Vinyl is super awesome! I just dumped about 400 records out of my collection and got $1,800! Thank god for flash-in-the-pan hipster bullshit!

6 Likes

As children, my cousins and I would play “They’re Coming To Take Me Away” on their little record player… backwards. We could actually, physically force the turntable to go in the opposite direction, and I’m here to tell you that that song – backwards – was a major hoot. No hidden messages. No misinterpreted meanings. Just goofy 9 year old fun.

Re hidden tracks, I still have my 'Matching Tie & Handkerchief" Monty Python LP; one side has two interlaced tracks which I discovered by accident. Imagine my initial confusion!

6 Likes

My heartthrob Laurie Anderson had an album with multi-gooves, as well.
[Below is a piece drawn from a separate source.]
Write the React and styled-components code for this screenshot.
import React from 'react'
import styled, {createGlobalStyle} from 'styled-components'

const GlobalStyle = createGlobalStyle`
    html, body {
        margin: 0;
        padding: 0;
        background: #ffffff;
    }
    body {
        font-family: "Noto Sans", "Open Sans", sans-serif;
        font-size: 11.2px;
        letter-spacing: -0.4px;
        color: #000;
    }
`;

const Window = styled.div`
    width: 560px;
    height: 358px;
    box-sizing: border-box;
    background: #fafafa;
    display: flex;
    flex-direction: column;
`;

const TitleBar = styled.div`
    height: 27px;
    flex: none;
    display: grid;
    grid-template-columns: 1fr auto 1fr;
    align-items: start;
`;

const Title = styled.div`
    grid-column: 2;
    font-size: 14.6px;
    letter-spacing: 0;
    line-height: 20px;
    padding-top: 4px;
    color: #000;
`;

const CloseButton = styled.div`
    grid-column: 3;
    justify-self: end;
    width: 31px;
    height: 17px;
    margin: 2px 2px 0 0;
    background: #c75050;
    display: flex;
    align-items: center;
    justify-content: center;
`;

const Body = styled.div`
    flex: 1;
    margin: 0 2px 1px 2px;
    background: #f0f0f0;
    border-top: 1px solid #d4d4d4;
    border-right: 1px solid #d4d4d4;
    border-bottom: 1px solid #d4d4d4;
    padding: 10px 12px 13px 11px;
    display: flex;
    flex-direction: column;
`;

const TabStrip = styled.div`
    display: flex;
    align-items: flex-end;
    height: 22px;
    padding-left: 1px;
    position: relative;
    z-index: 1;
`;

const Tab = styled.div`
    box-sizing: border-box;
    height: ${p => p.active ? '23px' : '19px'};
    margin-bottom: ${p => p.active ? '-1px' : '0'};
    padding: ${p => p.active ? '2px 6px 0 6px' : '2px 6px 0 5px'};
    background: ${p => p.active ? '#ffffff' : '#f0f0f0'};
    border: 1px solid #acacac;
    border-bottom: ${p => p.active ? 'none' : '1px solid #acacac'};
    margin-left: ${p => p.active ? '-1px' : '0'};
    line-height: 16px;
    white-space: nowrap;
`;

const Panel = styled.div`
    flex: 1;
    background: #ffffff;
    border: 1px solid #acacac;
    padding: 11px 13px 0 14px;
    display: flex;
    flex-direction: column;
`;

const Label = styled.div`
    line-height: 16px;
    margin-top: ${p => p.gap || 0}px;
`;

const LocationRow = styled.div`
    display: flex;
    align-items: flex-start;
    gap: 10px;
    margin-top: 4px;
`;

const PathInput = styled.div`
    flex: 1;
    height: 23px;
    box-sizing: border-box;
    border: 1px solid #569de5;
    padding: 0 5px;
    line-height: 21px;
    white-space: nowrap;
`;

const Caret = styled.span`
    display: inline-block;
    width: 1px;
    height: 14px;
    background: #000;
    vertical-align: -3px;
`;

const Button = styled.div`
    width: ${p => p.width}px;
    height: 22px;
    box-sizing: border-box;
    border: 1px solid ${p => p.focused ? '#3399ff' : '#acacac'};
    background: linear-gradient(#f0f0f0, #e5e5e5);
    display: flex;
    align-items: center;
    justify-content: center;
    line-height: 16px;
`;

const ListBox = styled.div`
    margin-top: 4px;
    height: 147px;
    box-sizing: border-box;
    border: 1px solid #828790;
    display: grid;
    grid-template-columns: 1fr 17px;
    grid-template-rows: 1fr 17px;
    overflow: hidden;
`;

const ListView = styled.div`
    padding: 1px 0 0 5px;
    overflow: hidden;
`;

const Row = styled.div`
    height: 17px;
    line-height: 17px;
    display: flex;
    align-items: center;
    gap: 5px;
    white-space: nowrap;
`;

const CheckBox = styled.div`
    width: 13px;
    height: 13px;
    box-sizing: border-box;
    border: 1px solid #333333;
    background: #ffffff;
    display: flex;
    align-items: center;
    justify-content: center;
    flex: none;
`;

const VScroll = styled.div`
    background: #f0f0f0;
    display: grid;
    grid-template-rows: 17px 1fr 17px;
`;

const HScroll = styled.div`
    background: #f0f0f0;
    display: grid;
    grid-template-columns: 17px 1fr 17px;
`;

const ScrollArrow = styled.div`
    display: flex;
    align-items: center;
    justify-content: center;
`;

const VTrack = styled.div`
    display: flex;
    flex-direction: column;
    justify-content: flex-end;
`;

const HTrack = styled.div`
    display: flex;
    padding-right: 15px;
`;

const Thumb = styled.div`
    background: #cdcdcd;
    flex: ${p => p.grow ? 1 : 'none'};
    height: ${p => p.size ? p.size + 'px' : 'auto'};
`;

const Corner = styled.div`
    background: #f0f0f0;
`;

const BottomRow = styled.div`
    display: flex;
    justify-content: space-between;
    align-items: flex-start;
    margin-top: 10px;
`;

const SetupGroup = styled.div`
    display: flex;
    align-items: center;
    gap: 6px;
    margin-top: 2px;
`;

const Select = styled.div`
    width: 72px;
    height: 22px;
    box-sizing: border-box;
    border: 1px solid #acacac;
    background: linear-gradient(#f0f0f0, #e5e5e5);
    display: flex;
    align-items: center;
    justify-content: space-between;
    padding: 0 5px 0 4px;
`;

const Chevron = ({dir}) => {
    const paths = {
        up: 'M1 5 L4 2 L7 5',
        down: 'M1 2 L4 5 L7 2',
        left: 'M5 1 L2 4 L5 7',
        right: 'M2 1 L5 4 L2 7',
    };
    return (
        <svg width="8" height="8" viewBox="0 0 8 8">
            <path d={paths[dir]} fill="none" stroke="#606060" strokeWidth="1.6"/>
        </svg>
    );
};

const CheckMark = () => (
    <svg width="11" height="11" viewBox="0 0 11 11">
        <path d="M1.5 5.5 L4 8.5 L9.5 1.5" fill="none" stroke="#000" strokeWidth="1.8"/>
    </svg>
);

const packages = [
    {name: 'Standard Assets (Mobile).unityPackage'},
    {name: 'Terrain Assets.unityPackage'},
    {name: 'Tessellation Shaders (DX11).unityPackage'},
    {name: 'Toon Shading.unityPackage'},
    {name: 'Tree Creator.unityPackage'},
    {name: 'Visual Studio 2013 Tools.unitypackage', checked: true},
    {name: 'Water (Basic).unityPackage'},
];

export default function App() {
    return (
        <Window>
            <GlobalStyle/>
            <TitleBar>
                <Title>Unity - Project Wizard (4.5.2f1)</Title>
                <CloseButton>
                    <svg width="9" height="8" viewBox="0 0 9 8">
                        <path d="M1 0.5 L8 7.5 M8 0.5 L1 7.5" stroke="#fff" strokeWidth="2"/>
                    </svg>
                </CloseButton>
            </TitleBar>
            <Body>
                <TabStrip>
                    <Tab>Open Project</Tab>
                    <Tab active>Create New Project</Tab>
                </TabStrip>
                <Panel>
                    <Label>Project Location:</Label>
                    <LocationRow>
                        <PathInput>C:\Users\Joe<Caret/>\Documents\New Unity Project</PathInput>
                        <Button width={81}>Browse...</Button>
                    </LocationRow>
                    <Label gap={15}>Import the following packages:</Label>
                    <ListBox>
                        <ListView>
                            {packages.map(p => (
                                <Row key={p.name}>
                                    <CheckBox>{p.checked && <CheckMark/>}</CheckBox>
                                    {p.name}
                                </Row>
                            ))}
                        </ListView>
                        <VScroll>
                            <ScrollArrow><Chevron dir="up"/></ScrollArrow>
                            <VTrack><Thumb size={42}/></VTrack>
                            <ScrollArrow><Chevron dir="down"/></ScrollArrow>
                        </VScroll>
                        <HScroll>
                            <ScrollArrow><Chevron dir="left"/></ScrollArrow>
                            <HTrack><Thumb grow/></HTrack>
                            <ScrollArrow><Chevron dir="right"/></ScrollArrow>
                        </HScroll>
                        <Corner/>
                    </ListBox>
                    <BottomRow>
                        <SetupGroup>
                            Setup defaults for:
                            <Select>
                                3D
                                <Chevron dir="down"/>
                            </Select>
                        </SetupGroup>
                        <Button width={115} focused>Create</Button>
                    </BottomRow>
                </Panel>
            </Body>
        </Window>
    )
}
"Side 4 of this double album is multi-grooved. Depending on where the needle lands on the record, one of the following will play:

Laurie Anderson - “For Electronic Dogs / Structuralist Filmmaking / Drums” (4:52)
William S. Burroughs - “The Name is Clem Snide / Mr. Hart Couldn’t Hear the Word Death” (5:04)
John Giorno - excerpt from “Put Your Ear to Stone & Open Your Heart to the Sky” (5:03)"

4 Likes

I clearly remember one 80’s snake-oil audiophile magazine pushing the ‘discovery’ that a particular pair of Grado headphones paired with a particular Sony portable CD player resulted in ‘astonishing’ audio quality. (I can’t go into the Byzantine explanations and ‘physics’ the mag used to explain the phenomena; I was laughing too hard.) Given audiophile magazine sources for ad revenue back then, I figured the idea was to get suckers to part with $$$ for the Grados. The mag pimped the scam for about a year or so.

2 Likes

I generally laugh at the idea of vinyl being “for audiophiles”, but there’s two situations where I definitely prefer vinyl:
– anytime I want really big, beautiful cover art or unique packaging
– when it’s folky sort of music and I have the choice of 60s-70s era vinyl vs. 80s-era used CDs. That music was (generally) really well engineered, mixed, and produced to sound terrific on vinyl back then, but when it first got put on CDs, it was typically just dumped on there and sounded terrible.